> _PROBLEM REQUIREMENTS_: Go through the data below. Pull out every line that has the word "TypeScript".

------------------------------------------------------------------------

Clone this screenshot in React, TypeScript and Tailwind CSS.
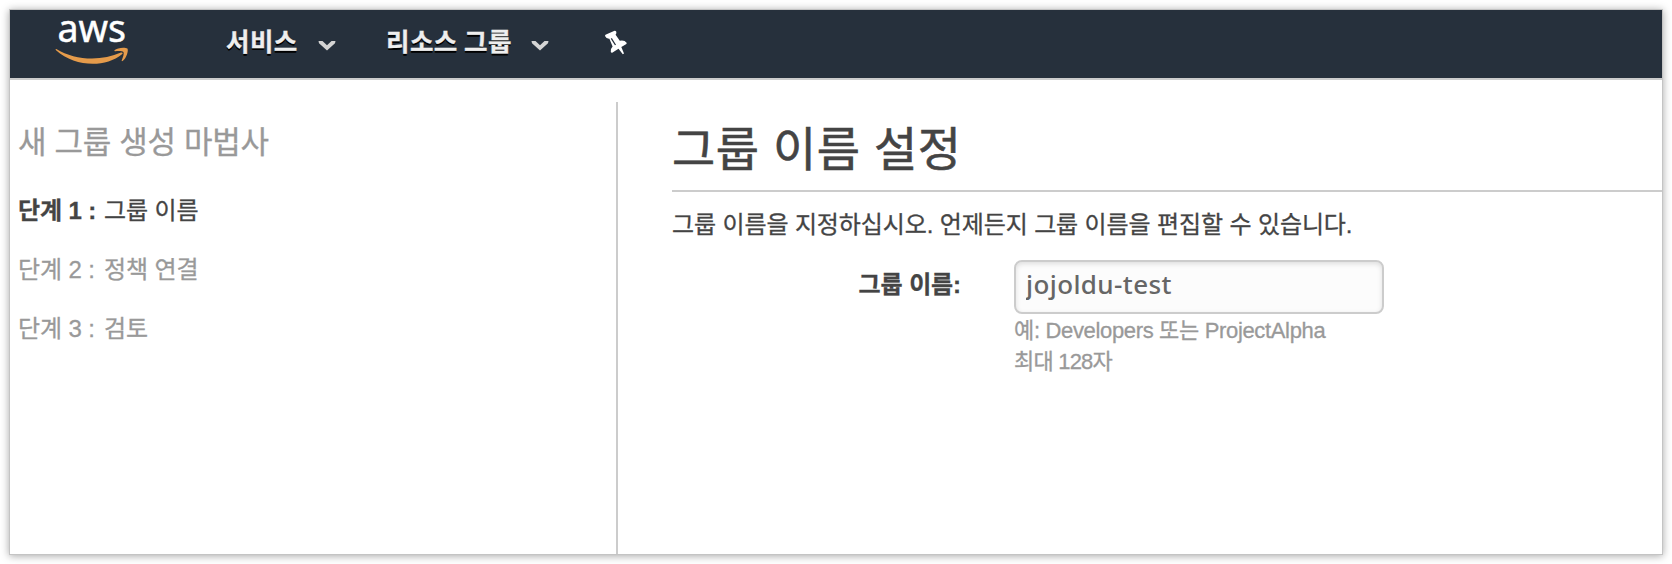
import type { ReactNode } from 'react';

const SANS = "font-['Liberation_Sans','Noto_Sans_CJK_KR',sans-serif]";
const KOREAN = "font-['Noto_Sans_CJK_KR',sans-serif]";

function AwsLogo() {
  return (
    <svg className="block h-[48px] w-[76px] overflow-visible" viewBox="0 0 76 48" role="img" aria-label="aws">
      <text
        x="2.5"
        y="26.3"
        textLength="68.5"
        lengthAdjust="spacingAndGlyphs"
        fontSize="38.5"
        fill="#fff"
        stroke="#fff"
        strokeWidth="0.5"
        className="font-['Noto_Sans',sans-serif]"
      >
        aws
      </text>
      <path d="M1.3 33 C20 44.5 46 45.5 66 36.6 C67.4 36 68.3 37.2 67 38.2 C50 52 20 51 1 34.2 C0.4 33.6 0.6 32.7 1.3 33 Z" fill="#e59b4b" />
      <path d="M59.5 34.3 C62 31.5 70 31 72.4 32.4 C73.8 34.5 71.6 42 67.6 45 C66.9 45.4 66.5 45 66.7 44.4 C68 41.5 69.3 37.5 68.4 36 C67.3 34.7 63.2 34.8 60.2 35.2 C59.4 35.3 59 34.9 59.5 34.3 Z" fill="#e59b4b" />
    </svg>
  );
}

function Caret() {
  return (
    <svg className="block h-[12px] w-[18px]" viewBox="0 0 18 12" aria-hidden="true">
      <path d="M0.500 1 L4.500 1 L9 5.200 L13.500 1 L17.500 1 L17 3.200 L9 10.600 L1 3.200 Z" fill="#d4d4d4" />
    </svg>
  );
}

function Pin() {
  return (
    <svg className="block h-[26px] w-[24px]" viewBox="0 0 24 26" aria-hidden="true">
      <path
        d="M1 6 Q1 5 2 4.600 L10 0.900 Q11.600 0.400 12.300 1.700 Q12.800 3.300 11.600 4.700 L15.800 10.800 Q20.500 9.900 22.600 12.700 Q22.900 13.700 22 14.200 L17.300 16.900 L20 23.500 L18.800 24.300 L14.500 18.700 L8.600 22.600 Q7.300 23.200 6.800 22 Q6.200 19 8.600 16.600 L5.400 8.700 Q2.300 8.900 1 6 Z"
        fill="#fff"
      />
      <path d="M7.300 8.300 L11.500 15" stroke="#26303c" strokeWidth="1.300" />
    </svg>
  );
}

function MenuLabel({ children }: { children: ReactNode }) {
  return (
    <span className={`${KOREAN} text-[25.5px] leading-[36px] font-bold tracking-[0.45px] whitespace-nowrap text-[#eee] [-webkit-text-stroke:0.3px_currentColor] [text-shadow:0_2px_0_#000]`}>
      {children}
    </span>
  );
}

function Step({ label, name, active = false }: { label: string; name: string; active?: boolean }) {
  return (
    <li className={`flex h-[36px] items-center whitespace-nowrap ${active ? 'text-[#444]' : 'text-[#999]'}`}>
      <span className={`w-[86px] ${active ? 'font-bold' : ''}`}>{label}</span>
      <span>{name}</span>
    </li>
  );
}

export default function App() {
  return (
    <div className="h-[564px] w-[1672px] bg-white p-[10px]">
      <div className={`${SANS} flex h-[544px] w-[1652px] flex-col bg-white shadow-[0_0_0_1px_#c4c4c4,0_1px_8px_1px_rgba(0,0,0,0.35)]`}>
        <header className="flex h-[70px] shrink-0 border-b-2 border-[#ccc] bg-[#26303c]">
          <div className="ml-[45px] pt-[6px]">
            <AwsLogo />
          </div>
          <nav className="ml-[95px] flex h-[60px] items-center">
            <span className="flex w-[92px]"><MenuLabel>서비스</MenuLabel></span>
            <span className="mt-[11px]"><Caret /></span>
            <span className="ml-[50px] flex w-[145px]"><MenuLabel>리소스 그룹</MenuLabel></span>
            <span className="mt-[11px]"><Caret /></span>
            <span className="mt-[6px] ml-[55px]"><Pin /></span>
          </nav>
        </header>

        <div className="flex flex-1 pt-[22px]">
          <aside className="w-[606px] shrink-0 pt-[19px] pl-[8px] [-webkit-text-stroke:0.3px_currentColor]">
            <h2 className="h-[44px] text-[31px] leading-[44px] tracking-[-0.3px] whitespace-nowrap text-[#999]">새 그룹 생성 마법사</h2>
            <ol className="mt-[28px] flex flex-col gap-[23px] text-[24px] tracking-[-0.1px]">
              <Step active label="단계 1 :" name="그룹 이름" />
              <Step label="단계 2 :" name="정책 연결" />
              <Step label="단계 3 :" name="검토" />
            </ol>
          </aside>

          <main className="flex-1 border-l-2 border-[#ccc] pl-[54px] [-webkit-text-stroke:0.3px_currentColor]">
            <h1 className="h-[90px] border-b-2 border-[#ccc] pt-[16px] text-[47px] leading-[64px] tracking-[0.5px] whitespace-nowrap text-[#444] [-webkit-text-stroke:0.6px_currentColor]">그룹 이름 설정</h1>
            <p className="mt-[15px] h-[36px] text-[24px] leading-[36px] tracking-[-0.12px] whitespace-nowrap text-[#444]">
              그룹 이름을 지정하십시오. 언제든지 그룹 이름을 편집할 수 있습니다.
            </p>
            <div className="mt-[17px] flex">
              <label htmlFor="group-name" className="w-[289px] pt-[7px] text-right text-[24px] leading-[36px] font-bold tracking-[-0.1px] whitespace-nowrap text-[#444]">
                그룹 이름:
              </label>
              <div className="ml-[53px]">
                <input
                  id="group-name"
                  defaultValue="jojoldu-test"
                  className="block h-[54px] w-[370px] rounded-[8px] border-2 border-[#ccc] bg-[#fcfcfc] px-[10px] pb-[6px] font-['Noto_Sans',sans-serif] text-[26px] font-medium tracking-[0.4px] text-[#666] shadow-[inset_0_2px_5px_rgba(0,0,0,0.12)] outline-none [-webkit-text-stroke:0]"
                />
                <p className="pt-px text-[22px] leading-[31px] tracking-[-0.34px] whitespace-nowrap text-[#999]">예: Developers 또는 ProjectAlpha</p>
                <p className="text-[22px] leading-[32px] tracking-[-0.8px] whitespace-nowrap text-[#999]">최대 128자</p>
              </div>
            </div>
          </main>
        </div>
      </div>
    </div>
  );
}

------------------------------------------------------------------------

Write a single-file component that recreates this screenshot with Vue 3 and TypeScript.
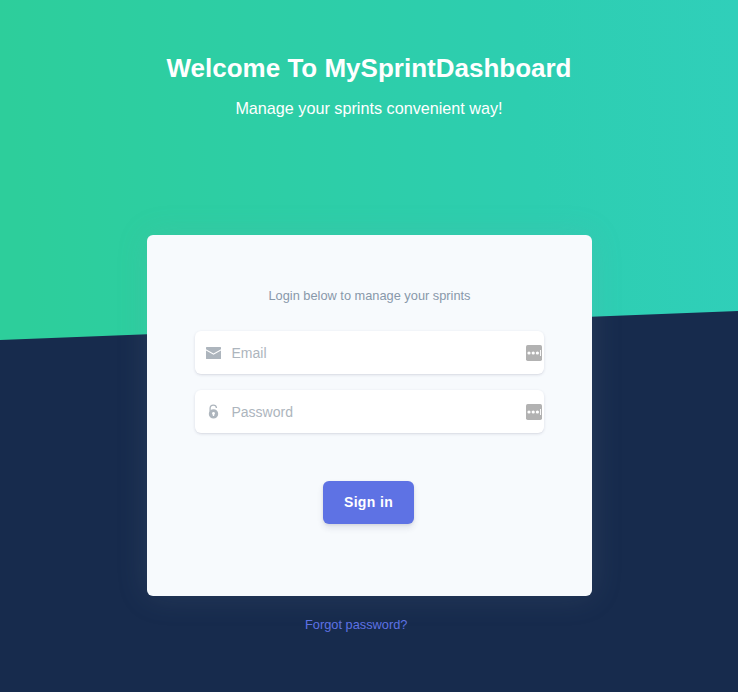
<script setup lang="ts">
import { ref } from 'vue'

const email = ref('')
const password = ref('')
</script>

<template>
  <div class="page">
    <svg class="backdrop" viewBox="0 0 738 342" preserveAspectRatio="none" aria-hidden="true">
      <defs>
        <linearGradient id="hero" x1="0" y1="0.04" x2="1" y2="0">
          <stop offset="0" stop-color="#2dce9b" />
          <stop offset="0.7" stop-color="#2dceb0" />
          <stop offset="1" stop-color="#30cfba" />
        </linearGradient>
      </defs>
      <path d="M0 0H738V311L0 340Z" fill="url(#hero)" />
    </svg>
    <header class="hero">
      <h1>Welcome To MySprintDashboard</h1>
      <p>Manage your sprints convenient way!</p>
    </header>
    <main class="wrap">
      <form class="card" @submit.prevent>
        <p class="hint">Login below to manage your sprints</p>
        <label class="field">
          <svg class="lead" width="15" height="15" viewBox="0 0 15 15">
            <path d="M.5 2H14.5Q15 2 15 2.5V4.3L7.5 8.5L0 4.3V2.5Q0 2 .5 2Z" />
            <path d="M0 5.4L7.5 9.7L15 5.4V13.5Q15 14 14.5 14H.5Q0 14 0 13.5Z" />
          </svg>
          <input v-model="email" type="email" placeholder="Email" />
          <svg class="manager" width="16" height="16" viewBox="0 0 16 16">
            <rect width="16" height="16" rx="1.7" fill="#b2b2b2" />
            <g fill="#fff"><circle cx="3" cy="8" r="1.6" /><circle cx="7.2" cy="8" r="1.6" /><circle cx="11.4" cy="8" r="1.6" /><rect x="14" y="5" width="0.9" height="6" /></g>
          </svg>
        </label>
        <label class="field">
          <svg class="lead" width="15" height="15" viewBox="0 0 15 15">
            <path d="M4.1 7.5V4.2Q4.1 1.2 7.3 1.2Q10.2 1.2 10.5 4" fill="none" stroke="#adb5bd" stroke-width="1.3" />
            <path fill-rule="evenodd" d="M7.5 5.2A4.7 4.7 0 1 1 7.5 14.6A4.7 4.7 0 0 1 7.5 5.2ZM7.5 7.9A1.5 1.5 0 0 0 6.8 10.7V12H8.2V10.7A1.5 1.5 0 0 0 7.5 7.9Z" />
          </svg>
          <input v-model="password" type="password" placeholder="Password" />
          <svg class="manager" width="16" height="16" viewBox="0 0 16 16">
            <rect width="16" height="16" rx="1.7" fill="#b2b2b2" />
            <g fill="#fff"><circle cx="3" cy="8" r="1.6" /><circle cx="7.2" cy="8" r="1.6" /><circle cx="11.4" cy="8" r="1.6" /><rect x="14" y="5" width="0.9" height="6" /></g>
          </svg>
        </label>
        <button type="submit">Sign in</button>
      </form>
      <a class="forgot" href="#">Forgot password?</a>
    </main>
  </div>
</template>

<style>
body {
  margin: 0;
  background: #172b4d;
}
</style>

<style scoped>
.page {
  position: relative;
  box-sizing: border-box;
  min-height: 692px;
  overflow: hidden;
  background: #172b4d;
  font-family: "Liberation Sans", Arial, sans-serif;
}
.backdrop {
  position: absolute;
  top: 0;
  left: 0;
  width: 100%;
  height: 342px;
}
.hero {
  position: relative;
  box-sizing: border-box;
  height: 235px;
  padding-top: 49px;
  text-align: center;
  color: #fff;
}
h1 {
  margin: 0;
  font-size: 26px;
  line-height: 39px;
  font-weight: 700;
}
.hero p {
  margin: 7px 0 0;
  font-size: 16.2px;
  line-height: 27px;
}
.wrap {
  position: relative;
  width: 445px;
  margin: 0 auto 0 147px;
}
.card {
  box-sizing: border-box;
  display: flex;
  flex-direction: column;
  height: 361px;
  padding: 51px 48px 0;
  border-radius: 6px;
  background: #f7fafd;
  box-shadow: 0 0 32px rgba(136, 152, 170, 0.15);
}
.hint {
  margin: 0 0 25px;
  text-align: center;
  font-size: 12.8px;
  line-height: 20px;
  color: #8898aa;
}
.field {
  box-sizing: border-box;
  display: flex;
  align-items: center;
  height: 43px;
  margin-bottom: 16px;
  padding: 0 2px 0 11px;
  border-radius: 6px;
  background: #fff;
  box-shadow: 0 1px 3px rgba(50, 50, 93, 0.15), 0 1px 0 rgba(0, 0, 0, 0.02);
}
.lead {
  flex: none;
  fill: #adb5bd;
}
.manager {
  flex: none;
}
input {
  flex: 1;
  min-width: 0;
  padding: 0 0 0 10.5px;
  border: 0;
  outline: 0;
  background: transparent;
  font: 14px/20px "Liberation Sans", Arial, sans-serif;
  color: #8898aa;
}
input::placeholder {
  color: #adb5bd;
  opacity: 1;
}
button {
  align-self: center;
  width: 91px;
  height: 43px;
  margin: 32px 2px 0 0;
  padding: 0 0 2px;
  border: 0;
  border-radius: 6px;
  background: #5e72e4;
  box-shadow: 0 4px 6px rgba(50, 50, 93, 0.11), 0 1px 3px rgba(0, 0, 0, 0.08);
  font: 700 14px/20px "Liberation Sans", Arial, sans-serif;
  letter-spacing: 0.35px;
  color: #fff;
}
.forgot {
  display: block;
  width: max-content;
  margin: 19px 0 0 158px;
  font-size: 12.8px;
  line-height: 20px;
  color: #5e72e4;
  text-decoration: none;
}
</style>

------------------------------------------------------------------------

> _CORRECT RESULT_:
Clone this screenshot in React, TypeScript and Tailwind CSS.
Write a single-file component that recreates this screenshot with Vue 3 and TypeScript.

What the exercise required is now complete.